Il y a ensuite que DeSantis, jeune politicien de 44 ans, n’est pas sans moyens. Populiste bon teint, il aime s’en prendre à la « grande entreprise » — sa bataille contre Disney en est emblématique —, tout en bénéficiant du soutien de donateurs ultrariches. Il aurait déjà accumulé un trésor de guerre de quelque 100 millions de dollars américains, et son équipe de campagne a bâti une machine électorale qui sera à pied d’oeuvre dans plusieurs États à la fin de l’été.
Que DeSantis devienne le candidat républicain à la présidence et la recette politique qu’il a appliquée en Floride seraient-ils reproductibles à l’échelle nationale ? La réponse est spontanément non, à regarder ce catholique pratiquant prendre le contre-pied de l’opinion publique sur une question aussi fondamentale et mobilisatrice que le droit à l’avortement.

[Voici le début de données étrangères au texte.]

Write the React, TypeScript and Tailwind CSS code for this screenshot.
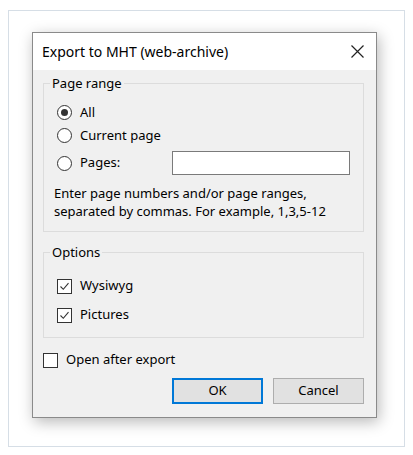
import React from "react";

const font = { fontFamily: '"Noto Sans", "Open Sans", sans-serif' };

function Radio({ checked }: { checked?: boolean }) {
  return (
    <span className="flex h-[15px] w-[15px] shrink-0 items-center justify-center rounded-full border border-[#333333] bg-white">
      {checked && <span className="h-[7px] w-[7px] rounded-full bg-[#333333]" />}
    </span>
  );
}

function Check({ checked }: { checked?: boolean }) {
  return (
    <span className="flex h-[15px] w-[15px] shrink-0 items-center justify-center border border-[#333333] bg-white">
      {checked && (
        <svg width="11" height="11" viewBox="0 0 11 11">
          <path d="M1.5 5.5 L4.3 8.3 L9.5 2.2" fill="none" stroke="#333333" strokeWidth="1.1" />
        </svg>
      )}
    </span>
  );
}

export default function App() {
  return (
    <div className="h-[455px] w-[413px] bg-white pl-[8px] pt-[10px] text-[13px] text-black" style={font}>
      <div className="h-[437px] w-[397px] border border-[#d6dee6] bg-white pl-[23px] pt-[21px]">
        <div className="flex h-[386px] w-[345px] flex-col border border-[#8a8a8a] bg-[#f0f0f0] shadow-[2px_4px_14px_rgba(0,0,0,0.28)]">
          <div className="flex h-[37px] shrink-0 items-center justify-between bg-white pl-[9px] pr-[12px]">
            <span className="text-[14px] leading-[18px]">Export to MHT (web-archive)</span>
            <svg width="13" height="13" viewBox="0 0 13 13">
              <path d="M0.5 0.5 L12.5 12.5 M12.5 0.5 L0.5 12.5" stroke="#222" strokeWidth="1.2" />
            </svg>
          </div>
          <div className="flex flex-1 flex-col pl-[10px] pr-[12px] pt-[5px]">
            <fieldset className="border border-[#dcdcdc] pb-[11px]">
              <legend className="ml-[6px] px-[2px] leading-[17px]">Page range</legend>
              <div className="pl-[13px] pr-[13px] pt-[9px]">
                <div className="flex h-[23px] items-center gap-[8px]">
                  <Radio checked />
                  <span>All</span>
                </div>
                <div className="flex h-[23px] items-center gap-[8px]">
                  <Radio />
                  <span>Current page</span>
                </div>
                <div className="mt-[4px] flex h-[24px] items-center">
                  <Radio />
                  <span className="ml-[8px] w-[92px]">Pages:</span>
                  <div className="h-[24px] flex-1 border border-[#7a7a7a] bg-white" />
                </div>
              </div>
              <div className="mt-[9px] pl-[10px] leading-[18px]">
                <div>Enter page numbers and/or page ranges,</div>
                <div>separated by commas. For example, 1,3,5-12</div>
              </div>
            </fieldset>
            <fieldset className="mt-[12px] border border-[#dcdcdc] pb-[10px]">
              <legend className="ml-[6px] px-[2px] leading-[17px]">Options</legend>
              <div className="pl-[13px] pt-[13px]">
                <div className="flex h-[24px] items-center gap-[8px]">
                  <Check checked />
                  <span>Wysiwyg</span>
                </div>
                <div className="mt-[5px] flex h-[24px] items-center gap-[8px]">
                  <Check checked />
                  <span>Pictures</span>
                </div>
              </div>
            </fieldset>
            <div className="mt-[10px] flex h-[24px] items-center gap-[8px]">
              <Check />
              <span>Open after export</span>
            </div>
            <div className="mt-[6px] flex justify-end gap-[10px]">
              <div className="flex h-[26px] w-[91px] items-center justify-center border-2 border-[#0078d7] bg-[#e1e1e1]">OK</div>
              <div className="flex h-[26px] w-[91px] items-center justify-center border border-[#adadad] bg-[#e1e1e1]">Cancel</div>
            </div>
          </div>
        </div>
      </div>
    </div>
  );
}
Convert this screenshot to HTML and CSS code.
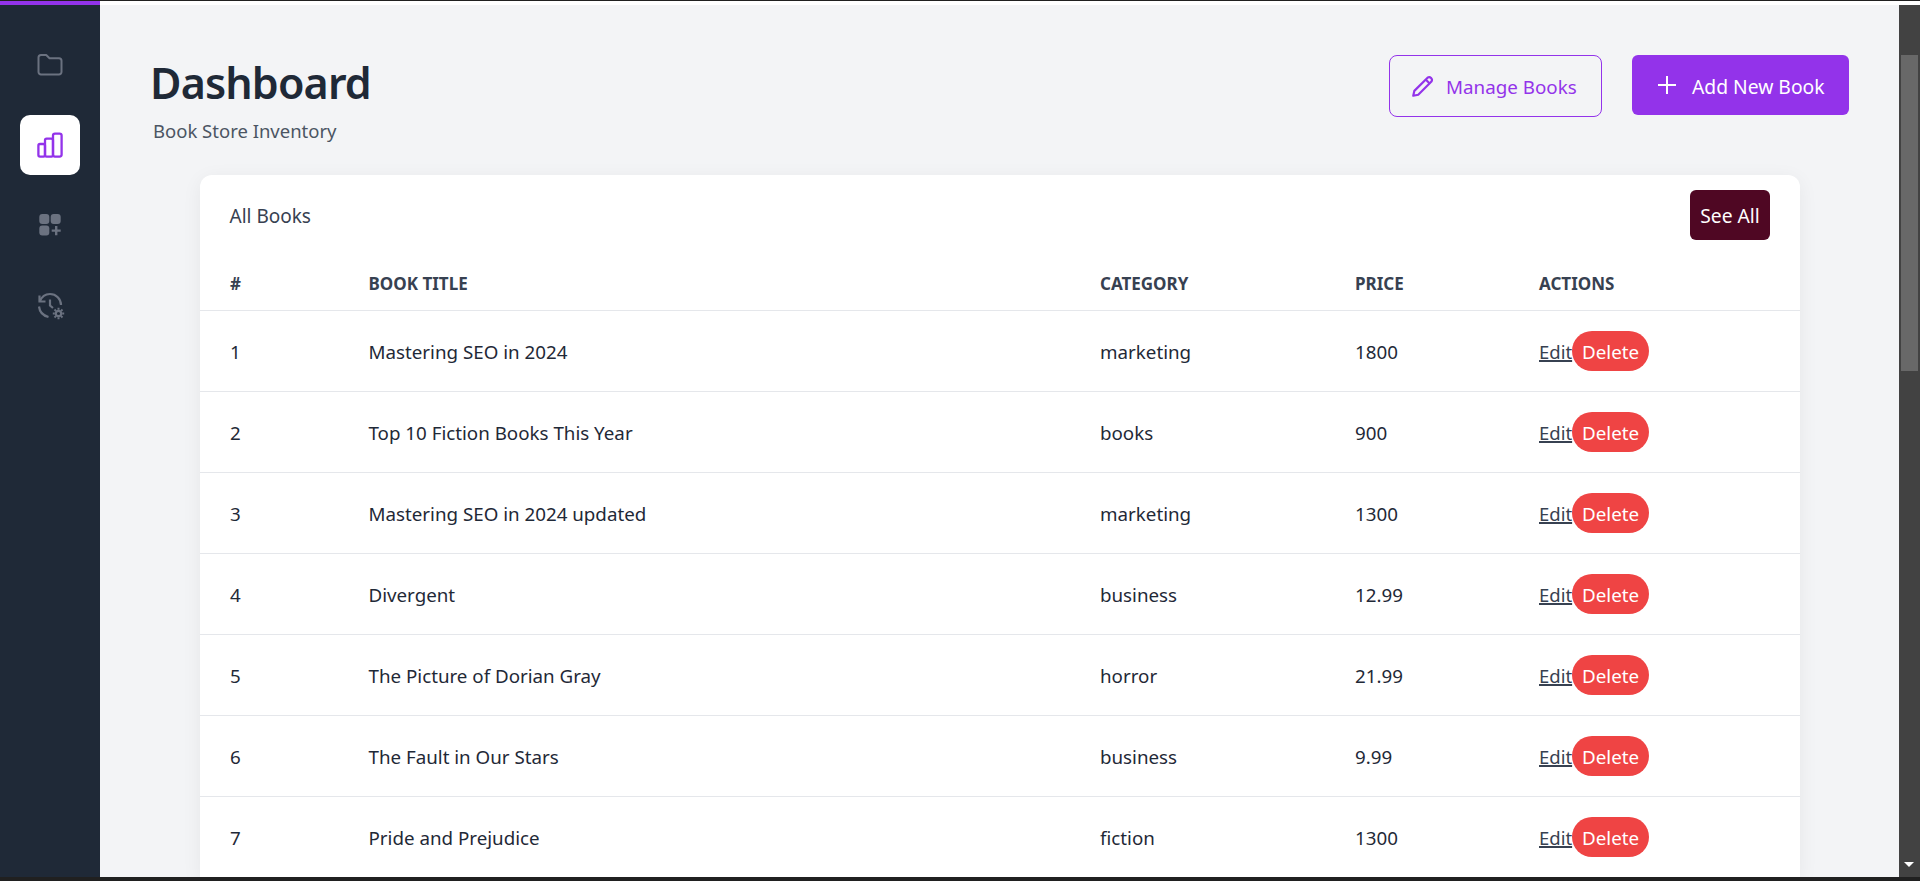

Mais encore…
Sa victoire de novembre dernier, M. DeSantis la doit à son image d’homme-qui-agit face à un rival démocrate, Charlie Crist, qui était plutôt faible. Plus important, il la doit, pour s’être opposé à l’application de mesures contraignantes pendant la pandémie, à sa défense des libertés individuelles et économiques, valeurs américaines sacro-saintes. Telle a été l’ampleur de sa victoire (57 % contre 42 %) qui l’a porté jusque dans le château fort démocrate de Miami-Dade. La Floride était un État pivot ; elle est aujourd’hui résolument républicaine. Ce qui n’est pas sans portée, sachant que le Sunshine State pèse lourd dans une présidentielle.
Le système électoral américain étant ce qu’il est, tout peut arriver, n’est-ce pas ? Face à un Parti républicain qui déraille, ce qui est électoralement utile à Joe Biden, ce dernier va ainsi continuer de jouer la carte de la « normalité », en naviguant au centre et un peu gauche, là où flotte la planche de salut de la démocratie américaine.